Iʼve got a problem with the word joiner and would ask anybody if things could
be changed please. After two examples, Iʼll draw the issue.
To do traditional French typography on the PC, a justifying no-break space is
needed along with the colon, because this punctuation must be placed in the
middle between the word it belongs to and the following word. According to the
Standard, page 799 (§ 23.2), such a space is obtained by bracketing a white
space with word joiners: U+2060 U+0020 U+2060. To make this colon readily
available on keyboard, I should therefore program the sequence:
{VK_OEM_2 /*T34 B09*/ ,3 ,0x2060 ,' ' ,0x2060 ,':' ,NONE ,NONE ,NONE ,NONE
,NONE ,NONE ,NONE ,NONE ,NONE ,NONE ,NONE ,NONE }
Still in French, the letter apostrophe, when used as current apostrophe,
prevents the following word from being identified as a word because of the
missing word boundary and, subsequently, prevents the autoexpand from working.

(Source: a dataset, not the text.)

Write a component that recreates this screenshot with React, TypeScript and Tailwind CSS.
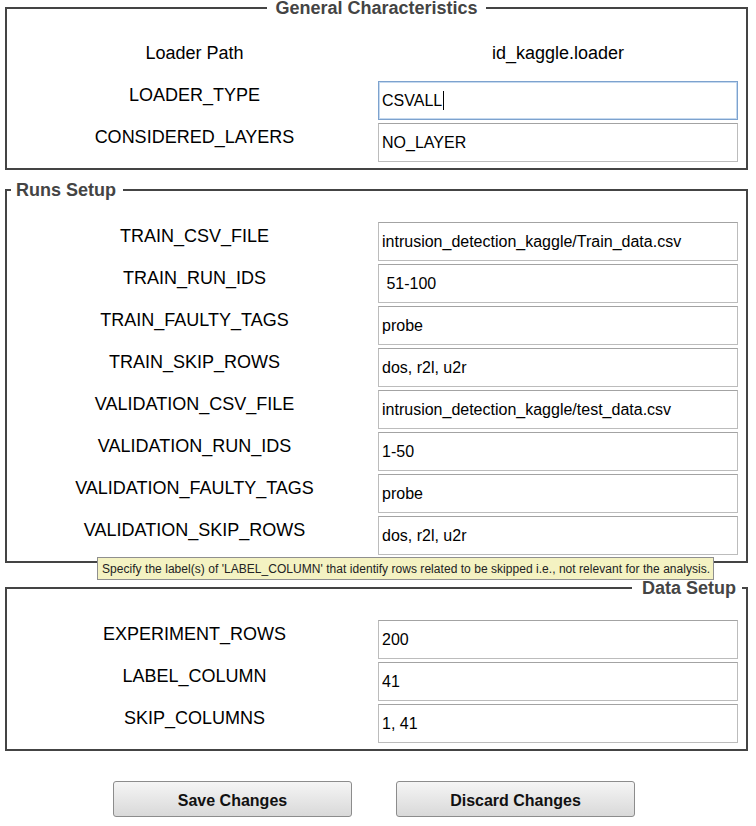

This can be fixed by adding a word joiner after the apostrophe, thanks to an
autocorrect entry that replaces U+02BC inserted by default in typographic mode,
with U+02BC U+2060. (About why to use U+02BC, even in French, please refer to
the preceding thread ‘A new take on the English Apostrophe in Unicode’. Iʼll
just add now that without disambiguating apostrophes and close-quotes, any
search for quotations, e.g. to mark them up, using the generic character *
bracketed like ‘*’, must fail because results are cut at the next apostrophe
instead of extending to the closing-quote.)

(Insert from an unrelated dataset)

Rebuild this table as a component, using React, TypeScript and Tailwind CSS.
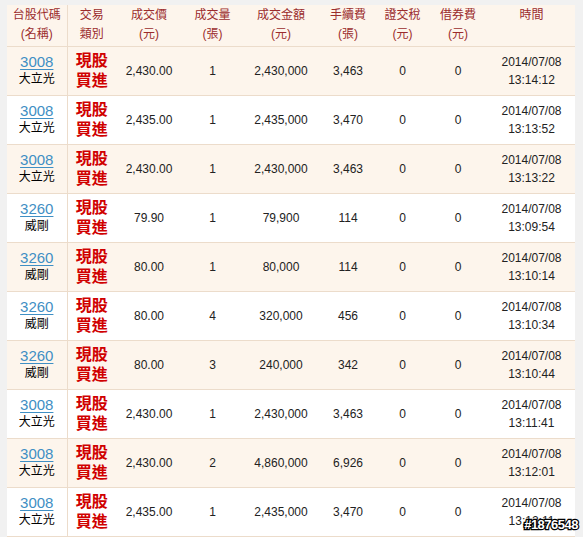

However, despite of the word joiner having been encoded and recommended since
version 3.2 of the Standard, it is still not implemented on Windows 7.

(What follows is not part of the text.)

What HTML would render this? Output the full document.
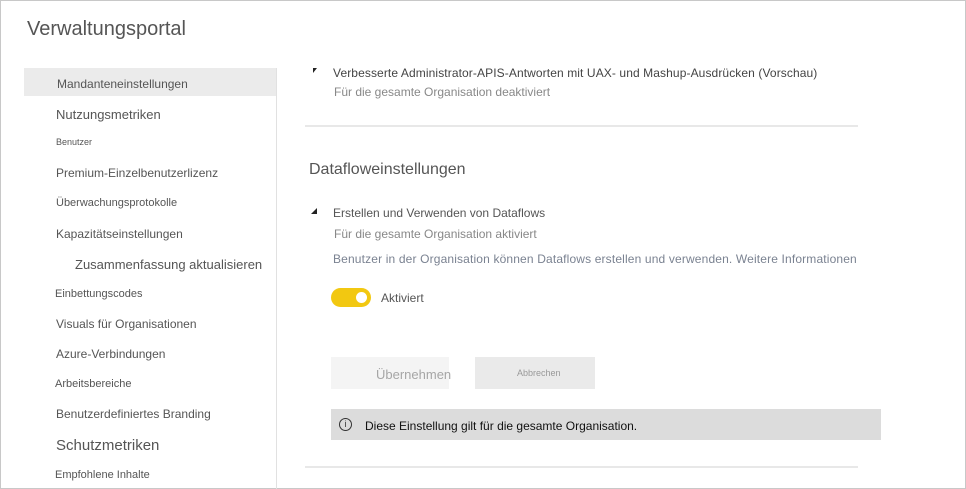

Therefore I must use the traditional zero width no-break space U+FEFF instead.
In TUS, sections 23.2 (page 799) and 23.8 (pages 821 sqq), we are taught that
for the semantics of word joining, U+2060 is strongly preferred, but U+FEFF
must still be supported for backward compatibility. As well, it results from §
23.8 that in careful text processing, U+FEFF always occurs only at the very
beginning of text files when used as a byte order mark (page 822), while
applications where Unicode has been carefully implemented, are expected to
always mention the charset and the transformation format the files are written
in, and donʼt need U+FEFF as a BOM. Therefore, it seems that U+FEFF can still
be used as a ZWNBSP in *new* text files, despite of its use being strongly
discouraged and U+2060 being preferred.
Supposing that Microsoft choose not to implement U+2060 WJ because quitting the
usage of U+FEFF ZWNBSP appeared needless and would have brought much trouble
for no use (or at least, not much), please permit me to ask if Unicode couldnʼt
follow Microsoft once again and remove the recommendation of U+2060 please.
Most people just *canʼt* use this character, and keyboard implementations
*must* avoid it.
Best regards,
Marcel Schneider